One other famous part of the ground will change. The famous Anfield 'tunnel' will be widened.
There will be a lot more corporate areas in the new stand - currently the majority of LFC's corporate clients use the facilities in the oppposing Centenary Stand.
The cost of this could be around £100M although LFC expect to sell the naming rights to the stand, not the stadium, to reduce costs. Work will hopefully start in early 2015 and be completed by the start of the 2016-17 season. The club hope disruption to current stadium capacity will be kept to a minimum.
If the demand for tickets is still there they will press on with the regeneration of the Anfield Road stand which could add a further 5,000 seats taking total capacity to just under 60,000.
Supporters will be thrilled to know that both the Shankly statue, and seemingly The Albert pub are unaffected by these expansion plans!

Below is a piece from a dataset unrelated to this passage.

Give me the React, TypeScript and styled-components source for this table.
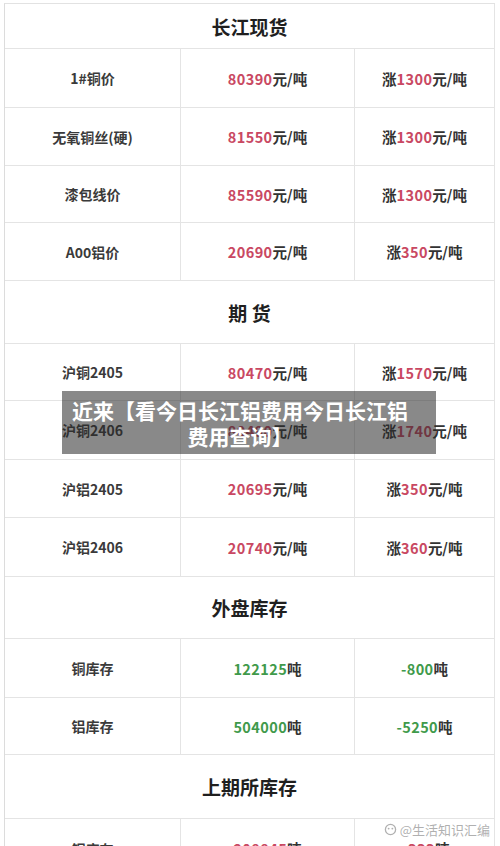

LFC's Managing Director Ian Ayre said:
“It’s absolutely a significant step forward.
“With the club stepping forward on the pitch this season it’s fitting and great that we’re able to feel that we’re making progress on the stadium.
“We’ve said all the way along that we’ll have to have certainty and we’re careering towards certainty on (acquiring) the properties.
“We are going into a consultation process on planning and then the next level of certainty for us, post the properties, is the planning stage. We can’t just presume that we’ll get planning but again we’d like to be optimistic about that.
“It would be fantastic for the football club and the fans if we can continue our progress on the pitch and with the stadium because hand in hand they support each other.
“We set out a very clear set of objectives and time scales to achieve what we want to achieve on the stadium and it’s very much on track.
“It’s very pleasing that, although for the fans it feels like it’s been a 10-year wait, under this ownership we’ve been at this in earnest for two to two and a half years and we’ve made progress in keeping with the plan we set.
“We have fantastic support and there is massive demand for tickets. The style of football also means people are clamouring to get through the doors.
"This is phase one and if that works then we will step forward again.”
The brick-work has been specifically designed to fit in with the other stands around the famous ground.